Moreover, the lifelines Russian actors have thrown to Assad — and, by extension, to ISIS — have not been limited to military aid. 

assad isis

The Telegraph reported in May that the Russian-backed Syrian regime not only had oil ties to ISIS, but that the ties were directly controlled by Assad.

Other oil and gas fields in ISIL’s hands are thought to be operated by personnel who remain on the payroll of the regime’s oil ministry,” The Telegraph reported. “The oil is then sold to Mr Assad, who distributes it in areas he controls at relatively low prices, helping him to win the loyalty of local people.” 

That same month, the US Treasury Department sanctioned Moscow-based Tempbank. It also leveled sanctions on Mikhail Gagloev, one of the bank’s senior executives, for providing material support and services to the Syrian government, including the Central Bank of Syria and SYTROL, Syria’s state oil marketing firm. 

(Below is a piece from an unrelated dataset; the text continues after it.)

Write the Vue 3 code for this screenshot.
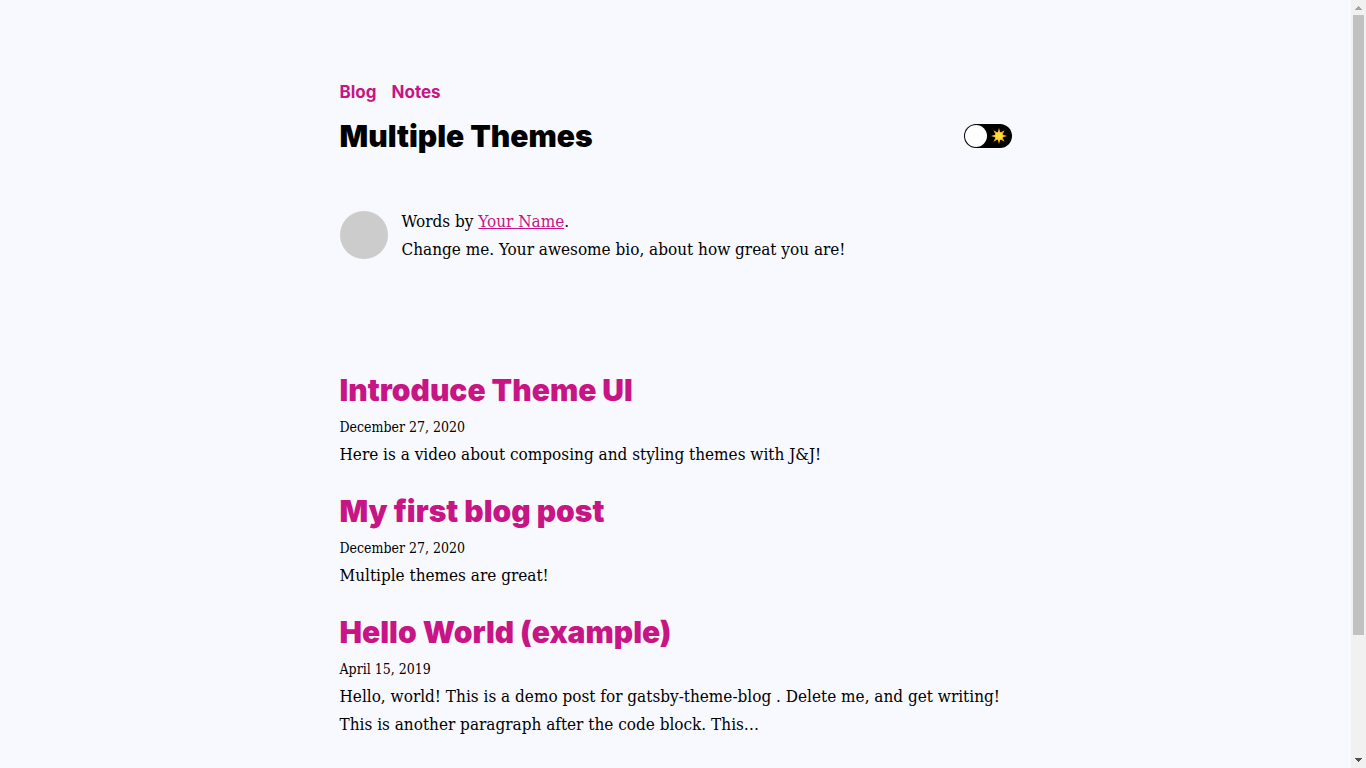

And just last week, the Treasury Department sanctioned Russian-Syrian businessman George Haswani last week for allegedly using his firm, Hesco Engineering and Construction Co., to purchase oil from the Islamic State on behalf of the Assad regime.

Kirsan Ilyumzhinov, a former president of the autonomous Russian Republic of Kalmykia, was sanctioned in the same round on suspicion of helping Syria’s central bank  avoid international sanctions.

Russia, for its part, responded to last week’s round of sanctions by saying that Washington should stop playing “geopolitical games.”